What is required
Repeat the data that follows, word for word, without the images.

** start **

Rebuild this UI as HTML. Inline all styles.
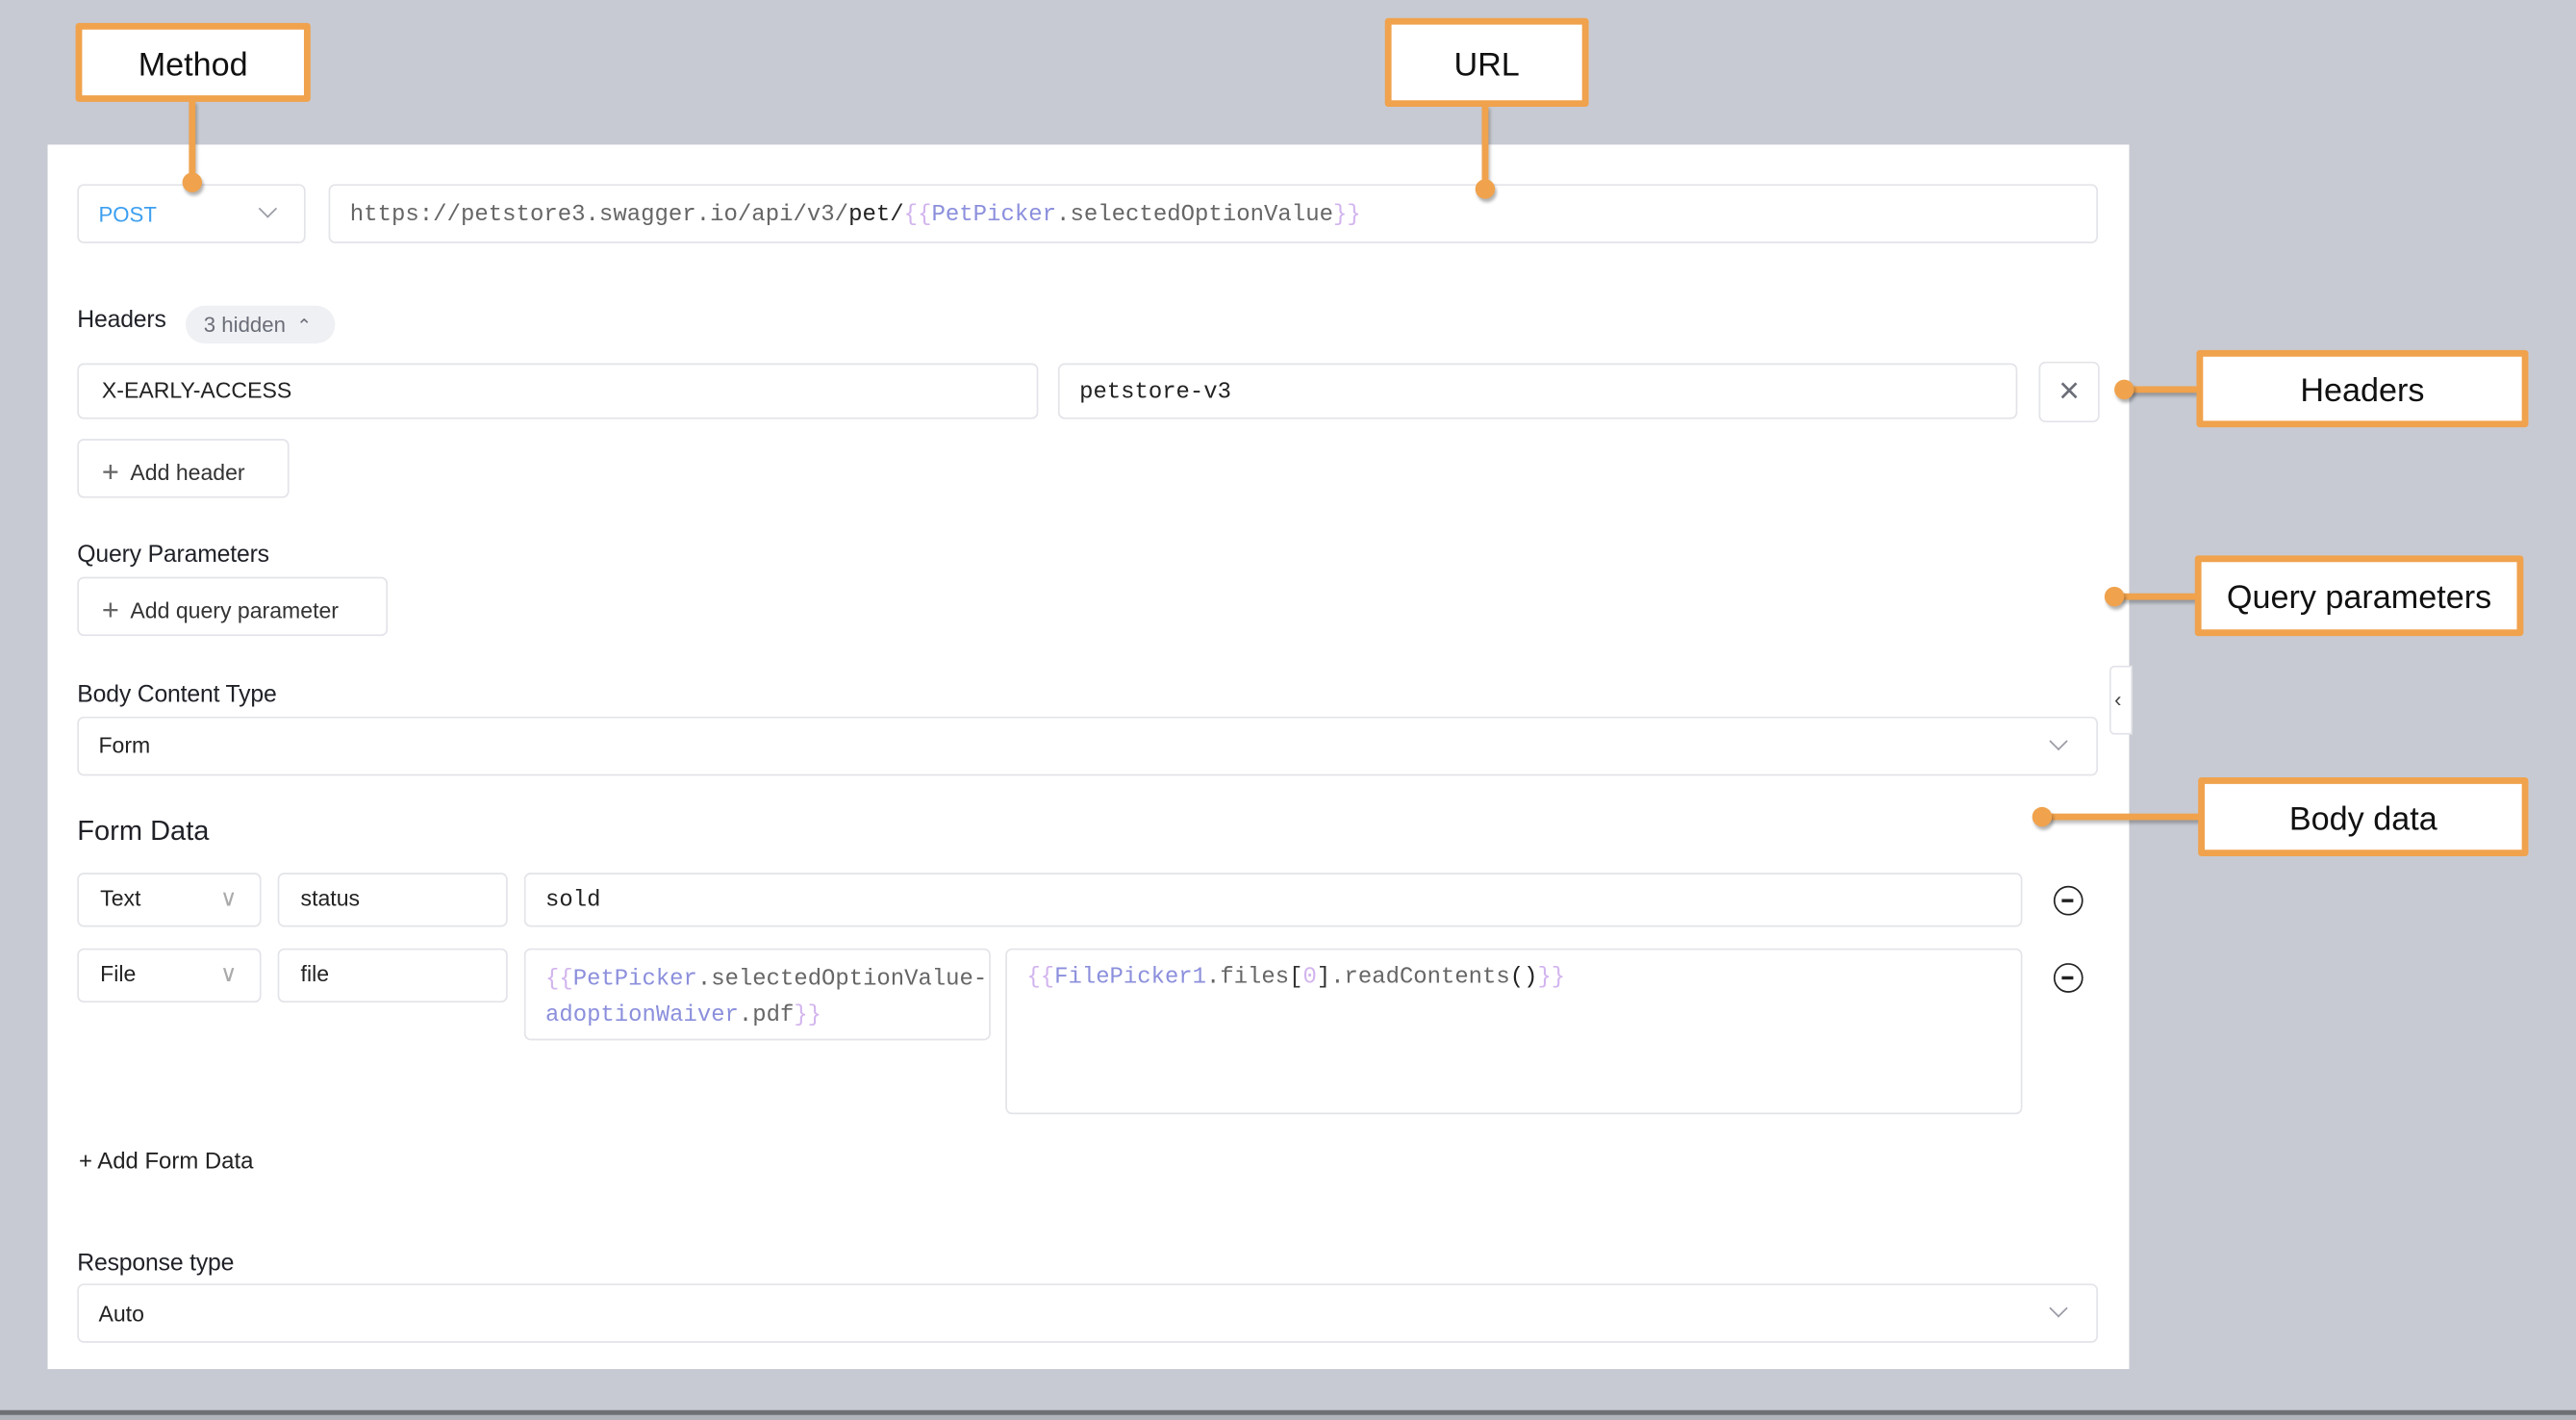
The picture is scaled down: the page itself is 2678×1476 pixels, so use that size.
<!DOCTYPE html>
<html><head><meta charset="utf-8"><style>
*{box-sizing:border-box;margin:0;padding:0}
html,body{width:2678px;height:1476px;overflow:hidden;background:#c7cad2}
#w{position:absolute;left:0;top:0;width:1568px;height:864px;transform:scale(1.70791,1.70833);transform-origin:0 0;font-family:"Liberation Sans",sans-serif;color:#222}
.a{position:absolute}
.panel{left:29px;top:88px;width:1267px;height:745px;background:#fff}
.box{position:absolute;border:1px solid #e3e4e9;border-radius:4px;background:#fff;font-size:13.5px}
.mono{font-family:"Liberation Mono",monospace}
.lbl{position:absolute;font-size:14.5px;color:#1f2127;letter-spacing:-.1px}
.call{position:absolute;border:4px solid #f0a24d;background:#fff;border-radius:2px;font-size:20px;color:#111;display:flex;align-items:center;justify-content:center;padding-top:4px}
.dot{position:absolute;width:12px;height:12px;border-radius:50%;background:#f0a24d;box-shadow:1px 2px 2px rgba(0,0,0,.3)}
.ln{position:absolute;background:#f0a24d;box-shadow:1px 2px 2px rgba(0,0,0,.25)}
.br{color:#d2b4ee}.id{color:#8b8fdc}.g{color:#666}
.chev{position:absolute;width:8px;height:8px;border-right:1.6px solid #9a9ca6;border-bottom:1.6px solid #9a9ca6;transform:rotate(45deg)}
.minus{position:absolute;width:18px;height:18px;border:1.6px solid #222;border-radius:50%}
.minus:after{content:"";position:absolute;left:4px;top:7px;width:7px;height:1.6px;background:#222}
</style></head><body><div id="w">
<div class="a panel"></div>
<div class="a" style="left:0;top:858px;width:1568px;height:3px;background:#6d6f74"></div>
<div class="a" style="left:0;top:861px;width:1568px;height:3px;background:#b0b3ba"></div>

<div class="box" style="left:47px;top:112px;width:139px;height:36px"><span class="a" style="left:12px;top:10px;color:#3d9ff0;font-size:13px">POST</span><div class="chev" style="left:111px;top:10px"></div></div>
<div class="box mono" style="left:200px;top:112px;width:1077px;height:36px;font-size:14.05px;padding:10px 0 0 12px;white-space:nowrap;color:#666">https://petstore3.swagger.io/api/v3/<span style="color:#222">pet/</span><span class="br">{{</span><span class="id">PetPicker</span>.selectedOptionValue<span class="br">}}</span></div>

<div class="lbl" style="left:47px;top:187px">Headers</div>
<div class="a" style="left:113px;top:186px;width:91px;height:23px;border-radius:12px;background:#eef0f3;font-size:13px;color:#6b6e78;padding:4px 0 0 11px">3 hidden <span style="font-size:11px;margin-left:3px">&#8963;</span></div>
<div class="box" style="left:47px;top:221px;width:585px;height:34px;padding:8px 0 0 14px">X-EARLY-ACCESS</div>
<div class="box mono" style="left:644px;top:221px;width:584px;height:34px;padding:9px 0 0 12px;font-size:14px">petstore-v3</div>
<div class="box" style="left:1241px;top:220px;width:37px;height:37px;color:#6b6e78;font-size:22px;text-align:center;line-height:34px">×</div>
<div class="box" style="left:47px;top:267px;width:129px;height:36px;padding:8px 0 0 14px;color:#333"><span style="font-size:18px;color:#666;position:relative;top:1px">+</span>&nbsp; Add header</div>

<div class="lbl" style="left:47px;top:330px">Query Parameters</div>
<div class="box" style="left:47px;top:351px;width:189px;height:36px;padding:8px 0 0 14px;color:#333"><span style="font-size:18px;color:#666;position:relative;top:1px">+</span>&nbsp; Add query parameter</div>

<div class="lbl" style="left:47px;top:415px">Body Content Type</div>
<div class="box" style="left:47px;top:436px;width:1230px;height:36px;padding:9px 0 0 12px">Form<div class="chev" style="left:1201px;top:10px"></div></div>
<div class="box" style="left:1284px;top:405px;width:14px;height:42px;border-radius:3px 0 0 3px;font-size:13px;color:#444;padding:12px 0 0 2px">&#8249;</div>

<div class="a" style="left:47px;top:496px;font-size:17px;color:#1f2127">Form Data</div>
<div class="box" style="left:47px;top:531px;width:112px;height:33px;padding:7px 0 0 13px">Text<span class="a" style="left:86px;top:6px;color:#aaa;font-size:14px">&#8744;</span></div>
<div class="box" style="left:169px;top:531px;width:140px;height:33px;padding:7px 0 0 13px">status</div>
<div class="box mono" style="left:319px;top:531px;width:912px;height:33px;padding:8px 0 0 12px;font-size:14px">sold</div>
<div class="minus" style="left:1250px;top:539px"></div>

<div class="box" style="left:47px;top:577px;width:112px;height:33px;padding:7px 0 0 13px">File<span class="a" style="left:86px;top:6px;color:#aaa;font-size:14px">&#8744;</span></div>
<div class="box" style="left:169px;top:577px;width:140px;height:33px;padding:7px 0 0 13px">file</div>
<div class="box mono" style="left:319px;top:577px;width:284px;height:56px;padding:7px 0 0 12px;font-size:14px;line-height:22px;color:#666;white-space:nowrap"><span class="br">{{</span><span class="id">PetPicker</span>.selectedOptionValue-<br><span class="id">adoptionWaiver</span>.pdf<span class="br">}}</span></div>
<div class="box mono" style="left:612px;top:577px;width:619px;height:101px;padding:9px 0 0 12px;font-size:14px;color:#666;white-space:nowrap"><span class="br">{{</span><span class="id">FilePicker1</span>.files<span style="color:#333">[</span><span class="br">0</span><span style="color:#333">]</span>.readContents<span style="color:#222">()</span><span class="br">}}</span></div>
<div class="minus" style="left:1250px;top:586px"></div>

<div class="a" style="left:48px;top:698px;font-size:14px;color:#222">+ Add Form Data</div>

<div class="lbl" style="left:47px;top:761px">Response type</div>
<div class="box" style="left:47px;top:781px;width:1230px;height:36px;padding:10px 0 0 12px">Auto<div class="chev" style="left:1201px;top:10px"></div></div>

<div class="ln" style="left:115px;top:61px;width:4px;height:50px"></div>
<div class="dot" style="left:111px;top:105px"></div>
<div class="call" style="left:46px;top:14px;width:143px;height:48px">Method</div>
<div class="ln" style="left:902px;top:64px;width:4px;height:50px"></div>
<div class="dot" style="left:898px;top:109px"></div>
<div class="call" style="left:843px;top:11px;width:124px;height:54px">URL</div>

<div class="ln" style="left:1293px;top:235px;width:46px;height:4px"></div>
<div class="dot" style="left:1287px;top:231px"></div>
<div class="call" style="left:1337px;top:213px;width:202px;height:47px">Headers</div>
<div class="ln" style="left:1287px;top:361px;width:50px;height:4px"></div>
<div class="dot" style="left:1281px;top:357px"></div>
<div class="call" style="left:1336px;top:338px;width:200px;height:49px">Query parameters</div>
<div class="ln" style="left:1243px;top:495px;width:96px;height:4px"></div>
<div class="dot" style="left:1237px;top:491px"></div>
<div class="call" style="left:1338px;top:473px;width:201px;height:48px">Body data</div>
</div></body></html>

** end **

Correct output
Rebuild this UI as HTML. Inline all styles.
The picture is scaled down: the page itself is 2678×1476 pixels, so use that size.
<!DOCTYPE html>
<html><head><meta charset="utf-8"><style>
*{box-sizing:border-box;margin:0;padding:0}
html,body{width:2678px;height:1476px;overflow:hidden;background:#c7cad2}
#w{position:absolute;left:0;top:0;width:1568px;height:864px;transform:scale(1.70791,1.70833);transform-origin:0 0;font-family:"Liberation Sans",sans-serif;color:#222}
.a{position:absolute}
.panel{left:29px;top:88px;width:1267px;height:745px;background:#fff}
.box{position:absolute;border:1px solid #e3e4e9;border-radius:4px;background:#fff;font-size:13.5px}
.mono{font-family:"Liberation Mono",monospace}
.lbl{position:absolute;font-size:14.5px;color:#1f2127;letter-spacing:-.1px}
.call{position:absolute;border:4px solid #f0a24d;background:#fff;border-radius:2px;font-size:20px;color:#111;display:flex;align-items:center;justify-content:center;padding-top:4px}
.dot{position:absolute;width:12px;height:12px;border-radius:50%;background:#f0a24d;box-shadow:1px 2px 2px rgba(0,0,0,.3)}
.ln{position:absolute;background:#f0a24d;box-shadow:1px 2px 2px rgba(0,0,0,.25)}
.br{color:#d2b4ee}.id{color:#8b8fdc}.g{color:#666}
.chev{position:absolute;width:8px;height:8px;border-right:1.6px solid #9a9ca6;border-bottom:1.6px solid #9a9ca6;transform:rotate(45deg)}
.minus{position:absolute;width:18px;height:18px;border:1.6px solid #222;border-radius:50%}
.minus:after{content:"";position:absolute;left:4px;top:7px;width:7px;height:1.6px;background:#222}
</style></head><body><div id="w">
<div class="a panel"></div>
<div class="a" style="left:0;top:858px;width:1568px;height:3px;background:#6d6f74"></div>
<div class="a" style="left:0;top:861px;width:1568px;height:3px;background:#b0b3ba"></div>

<div class="box" style="left:47px;top:112px;width:139px;height:36px"><span class="a" style="left:12px;top:10px;color:#3d9ff0;font-size:13px">POST</span><div class="chev" style="left:111px;top:10px"></div></div>
<div class="box mono" style="left:200px;top:112px;width:1077px;height:36px;font-size:14.05px;padding:10px 0 0 12px;white-space:nowrap;color:#666">https://petstore3.swagger.io/api/v3/<span style="color:#222">pet/</span><span class="br">{{</span><span class="id">PetPicker</span>.selectedOptionValue<span class="br">}}</span></div>

<div class="lbl" style="left:47px;top:187px">Headers</div>
<div class="a" style="left:113px;top:186px;width:91px;height:23px;border-radius:12px;background:#eef0f3;font-size:13px;color:#6b6e78;padding:4px 0 0 11px">3 hidden <span style="font-size:11px;margin-left:3px">&#8963;</span></div>
<div class="box" style="left:47px;top:221px;width:585px;height:34px;padding:8px 0 0 14px">X-EARLY-ACCESS</div>
<div class="box mono" style="left:644px;top:221px;width:584px;height:34px;padding:9px 0 0 12px;font-size:14px">petstore-v3</div>
<div class="box" style="left:1241px;top:220px;width:37px;height:37px;color:#6b6e78;font-size:22px;text-align:center;line-height:34px">×</div>
<div class="box" style="left:47px;top:267px;width:129px;height:36px;padding:8px 0 0 14px;color:#333"><span style="font-size:18px;color:#666;position:relative;top:1px">+</span>&nbsp; Add header</div>

<div class="lbl" style="left:47px;top:330px">Query Parameters</div>
<div class="box" style="left:47px;top:351px;width:189px;height:36px;padding:8px 0 0 14px;color:#333"><span style="font-size:18px;color:#666;position:relative;top:1px">+</span>&nbsp; Add query parameter</div>

<div class="lbl" style="left:47px;top:415px">Body Content Type</div>
<div class="box" style="left:47px;top:436px;width:1230px;height:36px;padding:9px 0 0 12px">Form<div class="chev" style="left:1201px;top:10px"></div></div>
<div class="box" style="left:1284px;top:405px;width:14px;height:42px;border-radius:3px 0 0 3px;font-size:13px;color:#444;padding:12px 0 0 2px">&#8249;</div>

<div class="a" style="left:47px;top:496px;font-size:17px;color:#1f2127">Form Data</div>
<div class="box" style="left:47px;top:531px;width:112px;height:33px;padding:7px 0 0 13px">Text<span class="a" style="left:86px;top:6px;color:#aaa;font-size:14px">&#8744;</span></div>
<div class="box" style="left:169px;top:531px;width:140px;height:33px;padding:7px 0 0 13px">status</div>
<div class="box mono" style="left:319px;top:531px;width:912px;height:33px;padding:8px 0 0 12px;font-size:14px">sold</div>
<div class="minus" style="left:1250px;top:539px"></div>

<div class="box" style="left:47px;top:577px;width:112px;height:33px;padding:7px 0 0 13px">File<span class="a" style="left:86px;top:6px;color:#aaa;font-size:14px">&#8744;</span></div>
<div class="box" style="left:169px;top:577px;width:140px;height:33px;padding:7px 0 0 13px">file</div>
<div class="box mono" style="left:319px;top:577px;width:284px;height:56px;padding:7px 0 0 12px;font-size:14px;line-height:22px;color:#666;white-space:nowrap"><span class="br">{{</span><span class="id">PetPicker</span>.selectedOptionValue-<br><span class="id">adoptionWaiver</span>.pdf<span class="br">}}</span></div>
<div class="box mono" style="left:612px;top:577px;width:619px;height:101px;padding:9px 0 0 12px;font-size:14px;color:#666;white-space:nowrap"><span class="br">{{</span><span class="id">FilePicker1</span>.files<span style="color:#333">[</span><span class="br">0</span><span style="color:#333">]</span>.readContents<span style="color:#222">()</span><span class="br">}}</span></div>
<div class="minus" style="left:1250px;top:586px"></div>

<div class="a" style="left:48px;top:698px;font-size:14px;color:#222">+ Add Form Data</div>

<div class="lbl" style="left:47px;top:761px">Response type</div>
<div class="box" style="left:47px;top:781px;width:1230px;height:36px;padding:10px 0 0 12px">Auto<div class="chev" style="left:1201px;top:10px"></div></div>

<div class="ln" style="left:115px;top:61px;width:4px;height:50px"></div>
<div class="dot" style="left:111px;top:105px"></div>
<div class="call" style="left:46px;top:14px;width:143px;height:48px">Method</div>
<div class="ln" style="left:902px;top:64px;width:4px;height:50px"></div>
<div class="dot" style="left:898px;top:109px"></div>
<div class="call" style="left:843px;top:11px;width:124px;height:54px">URL</div>

<div class="ln" style="left:1293px;top:235px;width:46px;height:4px"></div>
<div class="dot" style="left:1287px;top:231px"></div>
<div class="call" style="left:1337px;top:213px;width:202px;height:47px">Headers</div>
<div class="ln" style="left:1287px;top:361px;width:50px;height:4px"></div>
<div class="dot" style="left:1281px;top:357px"></div>
<div class="call" style="left:1336px;top:338px;width:200px;height:49px">Query parameters</div>
<div class="ln" style="left:1243px;top:495px;width:96px;height:4px"></div>
<div class="dot" style="left:1237px;top:491px"></div>
<div class="call" style="left:1338px;top:473px;width:201px;height:48px">Body data</div>
</div></body></html>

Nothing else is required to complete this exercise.